The whale exhibit was extraordinary. It included countless pictures, slides, videos and a short movie. I had never known that whales had evolved comparatively recently – in the geological scheme of things – from land mammals who apparently enjoyed swimming so much that they decided to stay in the water. There were many kinds, and all sorts of quizzes and puzzles, and mockups of a whale study laboratory. the exhibit was basically sponsored by New Zealand’s government whale agency, with bilingual explanations – in English and Maori! An exhibit about beached whales – when they die, they do provide valuable conservation data – reminded me of the beached dead whale I’d seen north of Santa Cruz, Calif. last November.
We finished with the meteorites, minerals and gems exhibit upstairs – a favorite of mine. Not as overwhelming as NY’s Natural History museum, but very impressive and inclusive, and with a beautiful collection of ancient gold jewelry next to it. A brief stop in the museum store, and we went outside and around the corner and caught a city bus to the Monroe Blue Line station, which required a final three block walk along State and then Monroe. This time, the airport terminal was right there at the final stop.

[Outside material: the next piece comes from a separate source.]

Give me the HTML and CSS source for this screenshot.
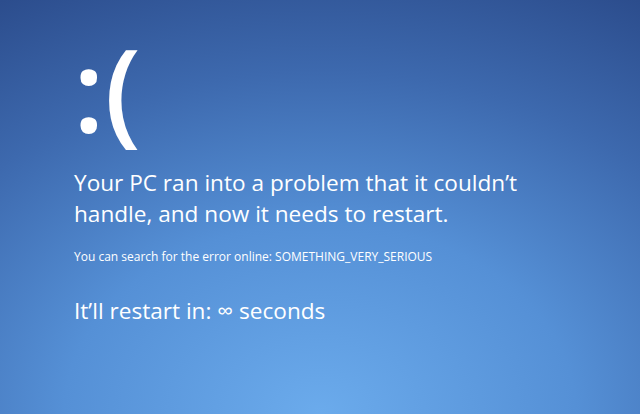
FILE: index.html
```html
<!DOCTYPE html>
<html lang="en">
<head>
<meta charset="UTF-8">
<meta name="viewport" content="width=device-width, initial-scale=1.0">
<title>Blue Screen</title>
<link rel="stylesheet" href="styles.css">
</head>
<body>

<div class="screen">
    <div class="face">:(</div>
    <p class="message">Your PC ran into a problem that it couldn’t<br>handle, and now it needs to restart.</p>
    <p class="error">You can search for the error online: SOMETHING_VERY_SERIOUS</p>
    <p class="countdown">It’ll restart in: ∞ seconds</p>
</div>

</body>
</html>
```

FILE: styles.css
```css
html, body {
    margin: 0;
    height: 100%;
}
body {
    font-family: "Open Sans", "Noto Sans", sans-serif;
    color: #fff;
    background: radial-gradient(ellipse 100% 115% at 50% 100%, #6babec 0%, #5590d6 40%, #3d69ae 72%, #2c4d8d 100%);
    overflow: hidden;
}
.screen {
    padding: 19px 0 0 74px;
}
.face {
    font-size: 115px;
    font-weight: 600;
    line-height: 138px;
    margin-left: -1px;
}
.message {
    font-size: 22.6px;
    line-height: 31px;
    margin: 10px 0 0;
}
.error {
    font-size: 12px;
    margin: 19px 0 0;
}
.countdown {
    font-size: 22.6px;
    margin: 30px 0 0;
}
```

We hadn’t had lunch, and I hadn’t had my Chicago deep dish pizza. I’d said, well, if they have that at the airport, I’ll splurge and pay the usual exorbitant price for airport food. In fact, a concession there had small-but-not-too-small full deep dish pizzas for under $7, and they were delicious. We had one for our delayed lunch. Then the flight was delayed over an hour, so we had another one for supper. There were no misadventures on the flight back, and we were home and in bed by 1 AM.